Dear git list,
sparse-checkout interacts badly with symlinks within a git repository:
if b/file is a symlink to a/file, and the user asks for a
sparse-checkout with only b/, they get a dead link (b/file points to
nothing).
I initially assumed that replacing a file by a symlink to another file
with the same content would not be observable by other users of the
repository. This assumption is incorrect in presence of sparse checkouts.
I would find it natural to have sparse-checkout "follow symlinks". When
checking b/file as the user requests, git would notice that it is a
symlink and do one of the following:
1. if the link target a/file is not in the specified sparse checkout
set, copy its content instead of creating a dead symlink
(Downside: this could lead to duplication if several in-checkout
files point to a/file.)
2. or add a/file to the sparse checkout set
(Note: simply checking it out silently is not enough as 'reapply'
would then drop it)
Does this sound reasonable to you? Would you have recommendations on
what the interface for such a feature should look like?
- which of the alternatives above would you recommend?

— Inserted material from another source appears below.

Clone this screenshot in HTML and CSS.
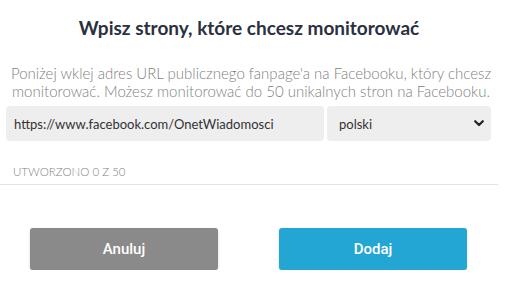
FILE: index.html
```html
<!DOCTYPE html>
<html lang="pl">
<head>
<meta charset="utf-8">
<link rel="stylesheet" href="styles.css">
</head>
<body>
<div class="modal">
  <h1 class="title">Wpisz strony, które chcesz monitorować</h1>
  <p class="desc">Poniżej wklej adres URL publicznego fanpage'a na Facebooku, który chcesz monitorować. Możesz monitorować do 50 unikalnych stron na Facebooku.</p>
  <div class="row">
    <div class="field url">https://www.facebook.com/OnetWiadomosci</div>
    <div class="field select">
      <span>polski</span>
      <svg class="chev" width="10" height="7" viewBox="0 0 10 7"><path d="M1.2 1.2 L5 5 L8.8 1.2" fill="none" stroke="#222" stroke-width="2.2" stroke-linecap="round" stroke-linejoin="round"/></svg>
    </div>
  </div>
  <div class="count">UTWORZONO 0 Z 50</div>
  <div class="divider"></div>
  <div class="actions">
    <div class="btn cancel">Anuluj</div>
    <div class="btn add">Dodaj</div>
  </div>
</div>
</body>
</html>
```
FILE: styles.css
```css
html, body {
  margin: 0;
  padding: 0;
  background: #fff;
}
.modal {
  width: 498px;
  font-family: Lato, "Open Sans", sans-serif;
}
.title {
  margin: 0;
  padding-top: 17px;
  font-size: 19px;
  font-weight: 700;
  line-height: 22px;
  color: #2b3040;
  text-align: center;
}
.desc {
  margin: 25px 0 0;
  padding: 0 0 0 4px;
  font-size: 15px;
  font-weight: 300;
  line-height: 18px;
  color: #7f7f7f;
  text-align: center;
}
.row {
  display: flex;
  gap: 3px;
  margin: 6px 7px 0 6px;
}
.field {
  height: 35px;
  background: #eeeeee;
  border-radius: 4px;
  display: flex;
  align-items: center;
  font-size: 13px;
  color: #333;
  box-sizing: border-box;
}
.url {
  width: 318px;
  padding-left: 8px;
}
.select {
  flex: 1;
  padding: 0 7px 0 12px;
  justify-content: space-between;
}
.count {
  margin: 24px 0 0 13px;
  font-size: 11.5px;
  font-weight: 300;
  color: #7f7f7f;
  line-height: 14px;
}
.divider {
  margin-top: 5px;
  height: 1px;
  background: #e3e3e3;
}
.actions {
  display: flex;
  justify-content: space-between;
  padding: 0 31px 0 30px;
  margin-top: 43px;
}
.btn {
  width: 188px;
  height: 42px;
  border-radius: 3px;
  display: flex;
  align-items: center;
  justify-content: center;
  font-family: Roboto, "Liberation Sans", sans-serif;
  font-weight: 500;
  font-size: 15px;
  color: #fff;
  box-shadow: 0 1px 3px rgba(0,0,0,0.15);
}
.cancel { background: #8a8a8a; }
.add { background: #24a6d5; }
```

- should this be enabled only by a new configuration or command-line
option (to which subcommand?), how would you name it?
Thanks in advance
## More details on the use-case
I'm trying to reduce the working directory size of a gigabyte-large git
repository ( https://github.com/typst/packages
<https://github.com/typst/packages> ) which contains a substantial
amount of duplicated files, by replacing duplicates by symlinks. The
repository uses a continuous integration script to run automated tests
on each proposed change, which uses sparse-checkout on only the
directories listed as containing modified files.(The directories
correspond to independent "packages" so it makes sense to check them
separately.) This breaks when the modified directories contain symlinks
to other, non-modified directories.